Гольденвейзер действительно был незаурядной личностью. Женился он на Анне Алексеевне Софиано, дочери генерала царской армии, которую беззаветно любил всю жизнь. В конце двадцатых или начале тридцатых годов она умерла. Ученики старшего поколения, присутствовавшие на отпевании в церкви, рассказывали, что А. Б. был неузнаваем. После смерти жены он прожил более тридцати лет. Каждую неделю он приезжал на ее могилу (рядом было приготовлено место и для него). Все знали, что посещение могилы жены — часть его жизни, как работа, сон или еда. Кстати, как толстовец, он никогда не ел мяса. Самыми дорогими людьми стали для него сестры покойной жены. Веру — дочку одной из них, оставшейся без мужа, он официально удочерил. Был у него и приемный сын, великий пианист Григорий Гинзбург, который воспитывался в семье Гольденвейзера с шести лет. Своих детей у Анны Алек­сеевны и Александра Борисовича не было.

Одна из сестер Анны Алексеевны вышла замуж за физика Д. Сахарова, по учебнику которого мое поколение изучало в школе физику. Они были родителями будущего академика Андрея Сахарова, чьим крестным отцом стал Гольденвейзер. Об этом я узнал уже здесь, из выступления по радио писателя Льва Копелева, близкого друга покойного академика.

В общении с людьми Гольденвейзер был прост, благожелателен и остроумен. До войны была очень популярна солистка Большого театра Валерия Барсова. Ее муж, появляясь в учреждениях, представлялся; «Я — муж Барсовой». Гольденвейзер спросил как-то: «А что он днем делает?»

После революции Александр Борисович несколько раз был ректором и проректором консерватории. В конце двадцатых годов имена старых большевиков присваивали всему, что попадалось под руку. Консерваторию переименовали в Высшую музыкальную школу имени Феликса Кона. Никакого отношения к музыке Кон не имел. Но он был большевиком. Когда Гольденвейзеру предложили стать проректором этой школы, он ответил: «Я проректором конской школы не буду». И консерватория снова стала консерваторией. И еще одна важная подробность: он никогда не бывал скучным. Я был свидетелем, как он с честью выдержал сравнение с Григорием Коганом. В 1939 или 1940 году оба были оппонентами диссертации о Листе, Обоим предстояло выступление минут на пятнадцать-двадцать. За Коганом утвердилась слава блестящего лектора. Я сидел, переживал, нервничал, не представляя, как будет выглядеть Старик рядом с Коганом. Но вот он заговорил, и тревога исчезла. Все с интересом слушали. Самым скучным оказался диссертант.

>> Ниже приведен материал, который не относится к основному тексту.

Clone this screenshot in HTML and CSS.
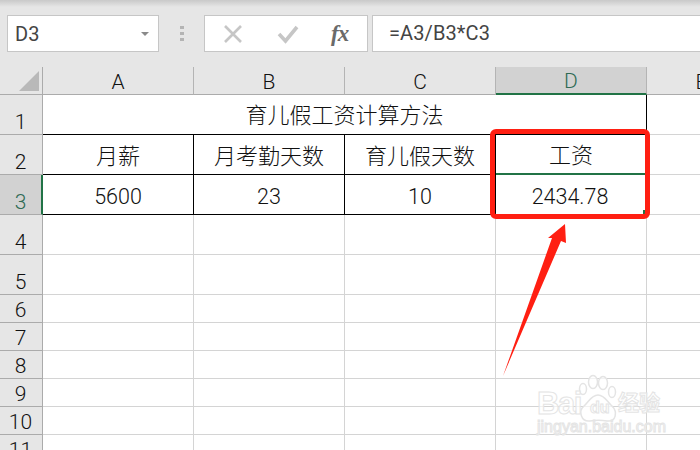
FILE: index.html
```html
<!DOCTYPE html>
<html lang="zh-CN">
<head>
<meta charset="utf-8">
<title>育儿假工资计算方法</title>
<link rel="stylesheet" href="styles.css">
</head>
<body>
<div class="app">
  <div class="toolbar">
    <div class="namebox">
      <span class="name">D3</span>
      <span class="caret"></span>
    </div>
    <div class="grip"><i></i><i></i><i></i></div>
    <div class="fxbox">
      <svg class="ico" width="22" height="20" viewBox="0 0 22 20"><path d="M3 2 L19 18 M19 2 L3 18" stroke="#c6c6c6" stroke-width="2.6" fill="none"/></svg>
      <svg class="ico" width="22" height="20" viewBox="0 0 22 20"><path d="M2 10 L8.500 17 L20 3" stroke="#c6c6c6" stroke-width="3.600" fill="none"/></svg>
      <span class="fx">fx</span>
    </div>
    <div class="formula">=A3/B3*C3</div>
  </div>
  <div class="sheet">
    <div class="corner"><span class="tri"></span></div>
    <div class="ch">A</div><div class="ch">B</div><div class="ch">C</div><div class="ch ch-sel">D</div><div class="ch">E</div>

    <div class="rh">1</div>
    <div class="c title b">育儿假工资计算方法</div>
    <div class="c"></div>

    <div class="rh">2</div>
    <div class="c b cn">月薪</div><div class="c b cn">月考勤天数</div><div class="c b cn">育儿假天数</div><div class="c b cn cd">工资</div><div class="c"></div>

    <div class="rh rh-sel">3</div>
    <div class="c b num a3">5600</div><div class="c b num">23</div><div class="c b num">10</div><div class="c b num sel">2434.78</div><div class="c"></div>

    <div class="rh">4</div><div class="c"></div><div class="c"></div><div class="c"></div><div class="c"></div><div class="c"></div>
    <div class="rh">5</div><div class="c"></div><div class="c"></div><div class="c"></div><div class="c"></div><div class="c"></div>
    <div class="rh">6</div><div class="c"></div><div class="c"></div><div class="c"></div><div class="c"></div><div class="c"></div>
    <div class="rh">7</div><div class="c"></div><div class="c"></div><div class="c"></div><div class="c"></div><div class="c"></div>
    <div class="rh">8</div><div class="c"></div><div class="c"></div><div class="c"></div><div class="c"></div><div class="c"></div>
    <div class="rh">9</div><div class="c"></div><div class="c"></div><div class="c"></div><div class="c"></div><div class="c"></div>
    <div class="rh">10</div><div class="c"></div><div class="c"></div><div class="c"></div><div class="c"></div><div class="c"></div>
    <div class="rh">11</div><div class="c"></div><div class="c"></div><div class="c"></div><div class="c"></div><div class="c"></div>
  </div>

  <div class="redbox"></div>
  <svg class="arrow" width="700" height="450" viewBox="0 0 700 450"><polygon points="503,376 552,238 548,238 565,224 566,243 561,241" fill="#ff1f12"/></svg>

  <div class="wm">
    <svg class="paw" width="48" height="52" viewBox="0 0 48 52">
      <g fill="#fff" fill-opacity="0.7" stroke="#e4e4e4" stroke-width="1.500">
        <ellipse cx="8" cy="15" rx="3.500" ry="5.500"/>
        <ellipse cx="18" cy="8" rx="4.500" ry="6.500"/>
        <ellipse cx="28" cy="9" rx="4.500" ry="6.500"/>
        <ellipse cx="37" cy="18" rx="3.500" ry="5.500"/>
        <path d="M23 21 C16 21 14 28 9 32 C3 37 6 48 15 47 C20 46 27 46 32 47 C41 48 43 38 37 32 C32 28 30 21 23 21Z"/>
      </g>
    </svg>
    <span class="wm-bai">Bai</span>
    <span class="wm-du">du</span>
    <span class="wm-jy">经验</span>
    <span class="wm-url">jingyan.baidu.com</span>
  </div>
</div>
</body>
</html>
```
FILE: styles.css
```css
* { box-sizing: border-box; }
html, body { margin: 0; padding: 0; background: #fff; }
body { width: 700px; height: 450px; overflow: hidden; font-family: Roboto, "Noto Sans CJK SC", sans-serif; font-weight: 300; color: #222; }
.app { position: relative; width: 700px; height: 450px; overflow: hidden; }

.toolbar {
  height: 67px; padding: 15px 0 15px 7px; display: flex; align-items: stretch;
  background: linear-gradient(#c9c9c9, #e6e6e6 7px);
}
.namebox {
  width: 152px; display: flex; align-items: center; justify-content: space-between;
  padding: 0 9px 0 7px; background: #fff; border: 1px solid #c6c6c6;
}
.name { font-size: 20px; font-weight: 400; color: #444; }
.caret { width: 0; height: 0; border-left: 4px solid transparent; border-right: 4px solid transparent; border-top: 4px solid #8a8a8a; }
.grip { width: 45px; display: flex; flex-direction: column; align-items: center; justify-content: center; gap: 3px; }
.grip i { width: 4px; height: 3px; background: #b4b4b4; display: block; }
.fxbox {
  width: 164px; display: flex; align-items: center; padding: 0 8px 0 17px; gap: 33px;
  background: #fff; border: 1px solid #c6c6c6;
}
.ico { flex: none; }
.fx { font-family: "Liberation Serif", serif; font-style: italic; font-weight: 700; font-size: 23px; color: #6a6a6a; margin-left: -1px; letter-spacing: -1px; }
.formula {
  flex: 1; margin-left: 4px; padding: 3px 0 0 16px; background: #fff; border: 1px solid #c6c6c6; border-right: 0;
  font-size: 20px; font-weight: 400; letter-spacing: 0.100px; line-height: 28px; color: #444;
}

.sheet {
  display: grid;
  grid-template-columns: 43px 151px 151px 151px 151px 110px;
  grid-template-rows: 28px 40px 40px 40px 40px 40px 28px 28px 28px 28px 28px 28px;
}
.corner { background: #e6e6e6; border-right: 1px solid #ababab; border-bottom: 1px solid #ababab; position: relative; }
.tri { position: absolute; right: 3px; bottom: 3px; width: 20px; height: 20px; background: #b9b9b9; clip-path: polygon(100% 0, 100% 100%, 0 100%); }
.ch {
  background: #e6e6e6; border-right: 1px solid #b4b4b4; border-bottom: 1px solid #ababab;
  display: flex; align-items: center; justify-content: center; font-size: 21px; color: #111; padding-top: 2px;
}
.ch-sel { background: #d2d2d2; border-bottom: 2px solid #217346; color: #2f6b55; }
.rh {
  background: #e6e6e6; border-right: 1px solid #ababab; border-bottom: 1px solid #ababab;
  display: flex; align-items: flex-end; justify-content: center; font-size: 21px; line-height: 23px; color: #111; padding-right: 1px;
}
.rh-sel { background: #d2d2d2; border-right: 2px solid #217346; color: #2f6b55; padding-right: 0; }

.c { border-right: 1px solid #d4d4d4; border-bottom: 1px solid #d4d4d4; display: flex; align-items: flex-end; justify-content: center; }
.b { border-right-color: #000; border-bottom-color: #000; }
.title { grid-column: span 4; font-size: 22px; line-height: 30px; padding-bottom: 3px; color: #111; }
.cn { font-size: 22px; line-height: 30px; padding-bottom: 2px; color: #111; }
.cd { border-bottom: 2px solid #217346; }
.num { font-size: 21.500px; line-height: 28px; padding-bottom: 3px; color: #111; }
.sel { border-right: 0; padding-right: 3px; position: relative; }
.sel::after { content: ""; position: absolute; right: 0; bottom: 0; width: 4px; height: 4px; background: #217346; }

.redbox { position: absolute; left: 490px; top: 129px; width: 160px; height: 90px; border: 5px solid #ff1f12; border-radius: 6px; }
.arrow { position: absolute; left: 0; top: 0; }

.wm { position: absolute; left: 530px; top: 370px; width: 140px; height: 70px; color: rgba(255,255,255,0.7); font-family: "Liberation Sans", "Noto Sans CJK SC", sans-serif; }
.paw { position: absolute; left: 45px; top: 4px; }
.wm span { position: absolute; -webkit-text-stroke: 1px #e4e4e4; }
.wm-bai { left: 7px; top: 21px; font-size: 31px; line-height: 26px; font-weight: 700; letter-spacing: -1.500px; }
.wm-du { left: 60px; top: 28px; font-size: 16px; line-height: 20px; font-weight: 700; }
.wm-jy { left: 88px; top: 20px; font-size: 21px; line-height: 26px; font-weight: 700; }
.wm-url { left: 7px; top: 48px; font-size: 16px; line-height: 18px; font-weight: 400; white-space: nowrap; }
```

Гольденвейзер не пропускал ни одной новой программы цирка, посещал стадионы, прекрасно играл в шахматы. На этой почве и завязалась его дружба с Толстым, Толстой любил шахматы. Старик рассказывал, что вначале он держал в кармане карандаш и бумагу и умудрялся записы­вать ходы Толстого, но тот заметил и воспротивился. Часто Гольденвейзер играл в шахматы с Ойстрахом и Прокофьевым. К слову, в 1936 году проходил матч «Ойстрах — Прокофьев». Вход был платный, и сборы шли в пользу Дома работников искусств, где и проходил матч (к сожалению, не знаю, чем он закончился).

До последнего дня А. Б. не утратил интереса к спорту, цирку и шахматам. А в теннис он играл до шестидесяти лет. В свой класс (на четвертом этаже) он поднимался без лифта. Но еще до войны за ним прочно утвердилось прозвище «Старик»[1]. Думаю, причиной было лицо — лицо мудреца, с налетом грусти. А еще красивая белая шевелюра (белая — после смерти жены) и бледно-желтый цвет лица. Больше ничего, указывающего на возраст, в нем не было. Походка и движения быстрые, но когда у него было хоро­шее настроение, ходил медленно, вразвалку, заложив руки в карманы пиджака. Во всем любил юмор. Как и у всех смертных, у него были свои недостатки, Он иногда оши­бался в оценке музыкантов — зарубежных, советских — и даже своих учеников. Но он был человеком большого мужества, достоинства, честным и бесконечно добрым. К нему постоянно обращались за помощью разные люди, дру­зья и недруги. Он никогда никому не отказывал. Перед эмиграцией я случайно узнал, что для своей ученицы В. П., потерявшей на войне мужа и оставшейся с ребенком в бедственном положении, он купил однокомнатную квартиру в консерваторском доме. А сам долгое время, даже в бытность директором, жил в Скатертном переулке на шестом этаже без лифта, в неуютной квартире.

Сегодня в Москве есть люди, которые знают значительно больше подробностей и фактов из жизни Гольденвейзера. Но получить эти данные для публикации в эмигрантской прессе просто невозможно, ибо у людей, проживших жизнь под гнетом страха и напряженности, в условиях осторожности и осмотрительности, сложилось определен­ное психическое устройство. И никакая гласность тут не поможет. Если я получаю новогоднюю открытку, то для меня это большая радость.

Гольденвейзер умер в ноябре 1961 года, и только тогда я понял, что он для меня значил! Через неделю после него умер Григорий Гинзбург, приемный сын Старика и мой учитель. Гинзбург своим пианистическим величием как бы дополнял Гольденвейзера, и то, что они ушли из жизни почти одновременно, мне представляется закономерным. Для фортепианного факультета Московской консерватории с их смертью завершилась делая эпоха.

Светлая память вам, дорогой Александр Борисович!